The call for young people to be involved in India politics began with Gandhi, who asked the youth of the day to come forward to become actively involved in
the freedom movemen (Atkin, 2012, p. np). However, there are still few young people involved in the political arena. Most elected politicians are aged 50
or over whilst most of the voting public are under 40 (Ruland, et al., 2005, p. 181). This suggests either that younger people are happy with this
situation or perhaps that they have little interest or enthusiasm for politics. There can be confusion here when there is a suggestion that the older
leaders should make way for ‘youth’, because in this context the word ‘youth’ is used just to mean people younger than others, i.e.
perhaps people in their 30s or 40s rather than very young people with no experience. This is something that is discussed widely in the media (Jain, 2009).
This use of ‘youth’ to mean different age groups, between 15 and 40 plus, can present a confusing message to readers.
Poverty reduction is a major issue in India and there has been work across the world that suggests that involving young people in creating change to reduce
poverty, and other important such issues, is vital and more effective than allowing them to simply be the target for development.

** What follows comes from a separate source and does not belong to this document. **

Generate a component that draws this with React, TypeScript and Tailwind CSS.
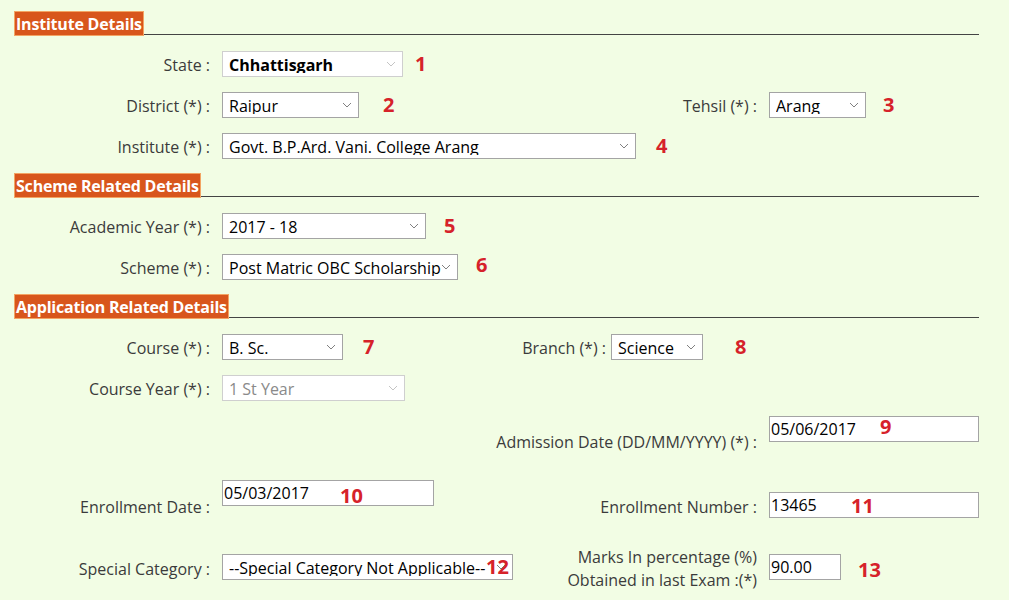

This may be promoted from
within India or it may be helpful for outside agencies already working in this area with young people to help set up relevant initiatives (The National
Council of Swedish Youth Organisations, 2009, p. 8).
It is interesting to consider the more popular representations of the role that young people should play in society. There is a marked view that older
people should step down in preference to younger people because only younger people have the ability to create change. The knowledge and experience of
older people is acknowledged but it can frequently be seen that there is pressure for them to take a ‘back seat’, and only advise and guide,
but not to actively participate (Kumar, 1998, p. 234). There does not as yet appear to be any research to demonstrate how this will affect society and the
way that younger people feature, particularly in political and other such positions. However, it does appear to reduce the respect and reverence in which
older people have customarily been held, which could be seen to be more in line with a more western approach where youth culture has become prominent.
India is a vast country with an enormous population that is increasing quite rapidly. There is a definite move towards becoming a developed country but
there are still many problems to be solved. Comparing the situation in India with western countries presents challenges, as the cultural and social
situation is very different and there are very different belief structures. One key factor is that young people are considered to be almost the
‘saving grace’ for the country. Great reliance is placed on young people becoming educated and increasing the status and economic profitability
of the country. This is set, however, against poverty and poor educational offerings and achievement for large sections of the population. Providing more
equal opportunities for men and women and eradicating child labour are two areas that will take great effort to resolve given and enormous number of people
There have been great improvements in areas such as IT and space development which has meant that some sectors of the youth have been able to move into
those areas. However, in order to make the progress that is sought for India to become a developed country, young people need to be motivated in directions
that will achieve that goal. There is a substantial concern regarding young people being drawn into terrorism, and major changes in law and order remain to
be achieved. So it can be seen that there is much to be done and directives in place to work towards those aims. However, this does appear to place a great
deal of responsibility and reliance on younger people to make this happen.